Exercise prompt:
Lift out all lines below that contain "code".

Raw records:

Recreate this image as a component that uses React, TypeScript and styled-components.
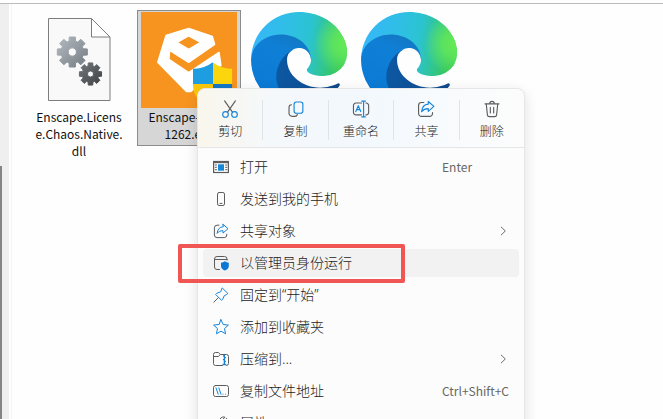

--

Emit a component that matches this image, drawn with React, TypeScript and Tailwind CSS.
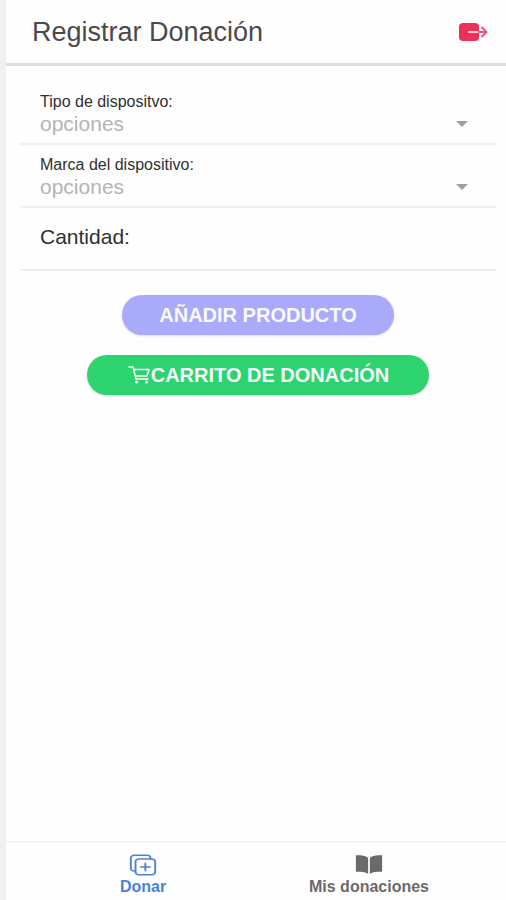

...

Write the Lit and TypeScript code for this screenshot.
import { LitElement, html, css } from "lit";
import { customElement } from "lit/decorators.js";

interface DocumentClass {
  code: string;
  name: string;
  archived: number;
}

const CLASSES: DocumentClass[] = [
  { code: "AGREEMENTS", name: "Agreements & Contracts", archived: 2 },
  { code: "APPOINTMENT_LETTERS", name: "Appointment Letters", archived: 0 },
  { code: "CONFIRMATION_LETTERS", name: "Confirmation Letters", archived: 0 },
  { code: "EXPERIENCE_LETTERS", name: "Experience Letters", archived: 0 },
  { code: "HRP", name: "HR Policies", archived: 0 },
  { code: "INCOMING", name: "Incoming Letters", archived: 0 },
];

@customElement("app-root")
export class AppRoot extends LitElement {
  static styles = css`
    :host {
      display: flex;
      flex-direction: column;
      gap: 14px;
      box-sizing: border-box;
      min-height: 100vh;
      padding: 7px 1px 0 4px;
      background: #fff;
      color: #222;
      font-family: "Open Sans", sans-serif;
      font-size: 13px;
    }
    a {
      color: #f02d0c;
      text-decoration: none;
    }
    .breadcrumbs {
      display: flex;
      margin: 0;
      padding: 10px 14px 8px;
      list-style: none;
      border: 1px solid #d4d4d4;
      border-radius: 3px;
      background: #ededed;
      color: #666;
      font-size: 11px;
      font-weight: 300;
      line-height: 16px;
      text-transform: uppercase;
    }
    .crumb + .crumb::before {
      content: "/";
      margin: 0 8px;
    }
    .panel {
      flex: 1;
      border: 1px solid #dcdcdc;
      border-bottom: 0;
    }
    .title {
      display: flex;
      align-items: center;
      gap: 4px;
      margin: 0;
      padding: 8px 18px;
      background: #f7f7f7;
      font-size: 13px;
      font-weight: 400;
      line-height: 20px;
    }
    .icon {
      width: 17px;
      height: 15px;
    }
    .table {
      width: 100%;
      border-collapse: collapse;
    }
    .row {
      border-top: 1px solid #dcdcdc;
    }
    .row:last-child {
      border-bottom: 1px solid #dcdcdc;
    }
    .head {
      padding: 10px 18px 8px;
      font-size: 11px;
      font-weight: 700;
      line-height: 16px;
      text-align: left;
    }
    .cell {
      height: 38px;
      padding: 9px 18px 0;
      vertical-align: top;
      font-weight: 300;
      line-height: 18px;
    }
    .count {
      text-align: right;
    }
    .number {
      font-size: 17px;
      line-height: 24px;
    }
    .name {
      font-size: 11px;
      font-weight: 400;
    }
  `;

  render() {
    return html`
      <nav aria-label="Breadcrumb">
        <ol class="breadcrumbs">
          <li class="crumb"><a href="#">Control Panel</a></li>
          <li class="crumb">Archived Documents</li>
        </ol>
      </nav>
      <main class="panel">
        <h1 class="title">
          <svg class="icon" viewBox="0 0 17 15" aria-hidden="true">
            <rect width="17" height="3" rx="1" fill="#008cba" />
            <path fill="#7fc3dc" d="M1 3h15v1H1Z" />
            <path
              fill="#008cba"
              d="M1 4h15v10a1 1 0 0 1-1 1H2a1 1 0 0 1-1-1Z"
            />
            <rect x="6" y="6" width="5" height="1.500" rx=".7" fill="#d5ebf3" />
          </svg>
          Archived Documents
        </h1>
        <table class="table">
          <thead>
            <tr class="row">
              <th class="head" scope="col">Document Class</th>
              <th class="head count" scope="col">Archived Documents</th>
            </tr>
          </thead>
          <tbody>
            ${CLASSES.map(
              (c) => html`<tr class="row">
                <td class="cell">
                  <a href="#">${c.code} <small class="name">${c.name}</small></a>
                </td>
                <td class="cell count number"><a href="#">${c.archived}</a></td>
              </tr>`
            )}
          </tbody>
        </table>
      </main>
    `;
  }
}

Response:
Write the Lit and TypeScript code for this screenshot.
  code: string;
  { code: "AGREEMENTS", name: "Agreements & Contracts", archived: 2 },
  { code: "APPOINTMENT_LETTERS", name: "Appointment Letters", archived: 0 },
  { code: "CONFIRMATION_LETTERS", name: "Confirmation Letters", archived: 0 },
  { code: "EXPERIENCE_LETTERS", name: "Experience Letters", archived: 0 },
  { code: "HRP", name: "HR Policies", archived: 0 },
  { code: "INCOMING", name: "Incoming Letters", archived: 0 },
                  <a href="#">${c.code} <small class="name">${c.name}</small></a>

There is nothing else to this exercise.